笑い合うsummer


私たちの間にあるのは友情ではなかったし、夏だけではなく春も秋も冬もあった。

でもなぜか、いつも夏だった気がしている。思い出すシーンが、すべて夏になる。初夏の木漏れ日。炎天下。夏の夜。雷を伴う夕立ち。夜店。秋の気配。秋の気配。

一番最後に、そして一番無邪気に、ふたりの時間を楽しく過ごしたのが夏だったから、すべての記憶をそこにぎゅっと詰め込みたいのかもしれない。


星野源の「friendship」という歌が好きで、iPodにも入れているので割と聴いていたつもりだった。でも先日ANNで弾き語りを聴いた時、それまでとまったく違う光景が私の中に広がって、ああラジオでよかったと思ったのだった。

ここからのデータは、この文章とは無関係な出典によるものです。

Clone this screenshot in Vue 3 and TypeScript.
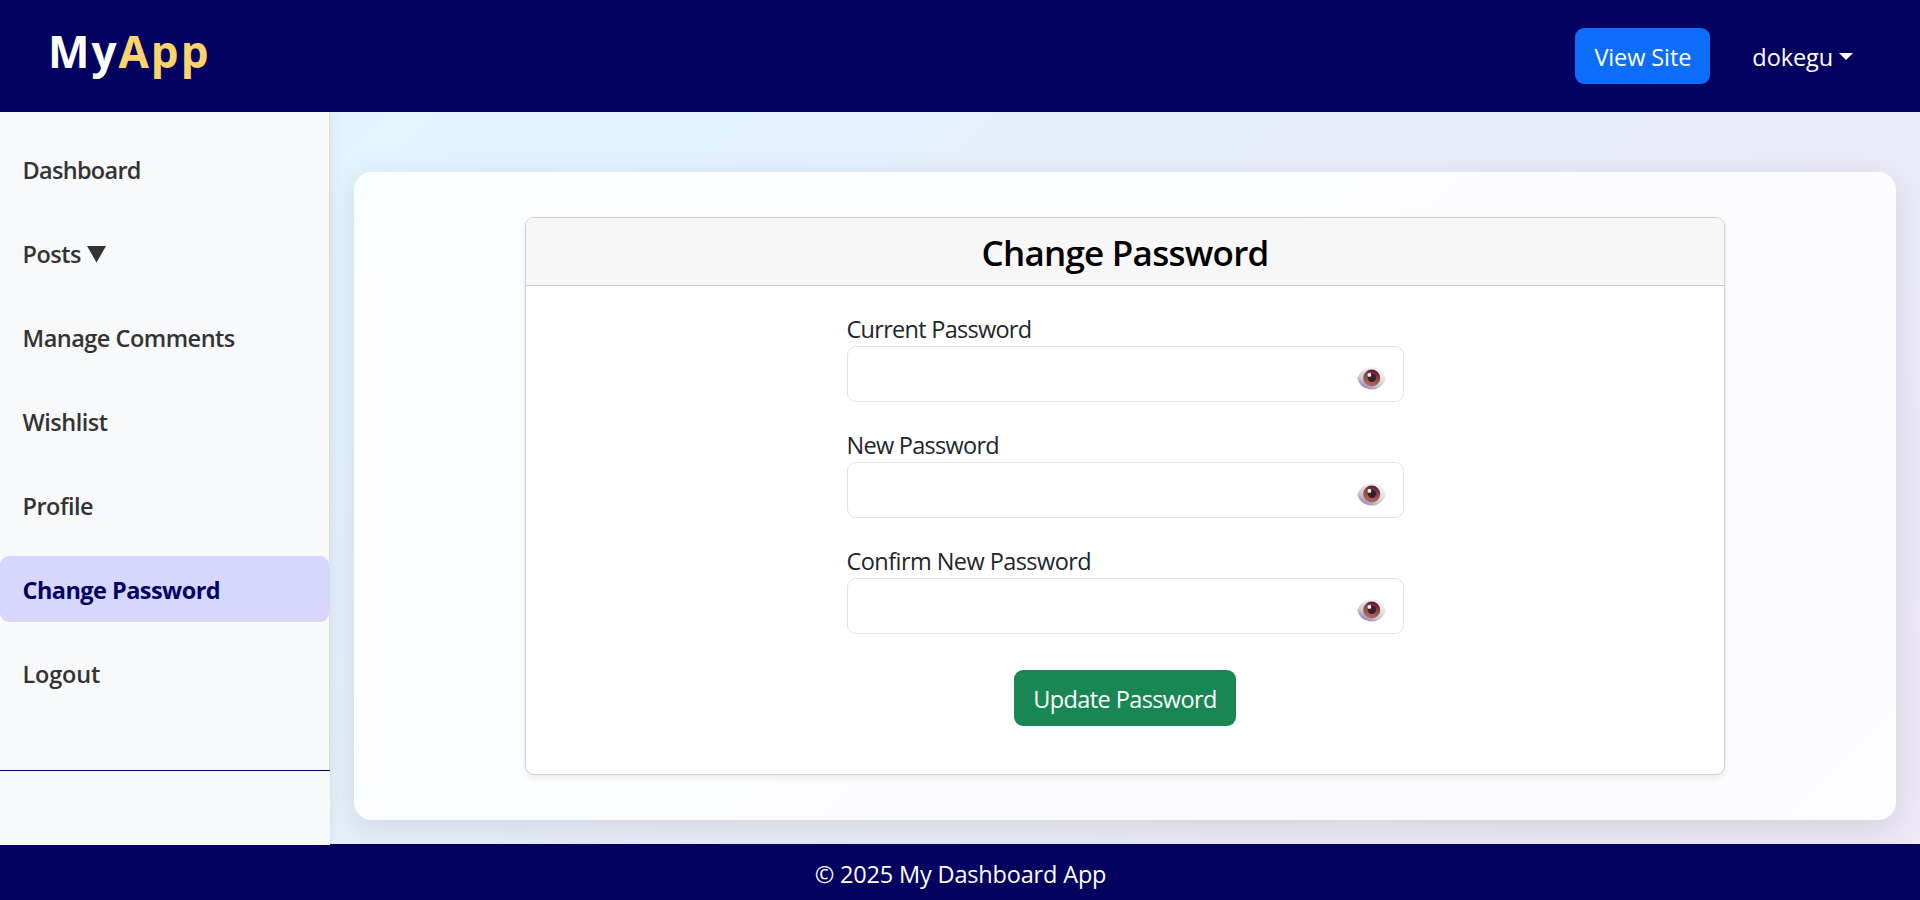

これをライブ会場で生で聴いていたら、腑抜けになった気がする。


「笑い合うさま」という歌詞が、それは「笑い合っていたようす」という意味であることが頭では分かっていても、「笑い合うsummer」に変換されてしまった。

すべての共に笑い合った思い出が、夏だと思った。

こんなにも明るく切なくやるせなくどうしようもなく、超えられない測りようのない距離のある、私たちの関係を歌われてしまったと思った。

甘美で美しい記憶の中に流れる歌になった。


もうすぐ私たちのひとつの終わりとなった日付をまた迎える。

どれだけ記録が更新されようとも、あの夏より暑かった夏はなかったと思っているし、あの夏ほど気温など記憶にない夏もない。

現実では笑い合えなくとも、花を買って記憶の中で笑い合おうと思う。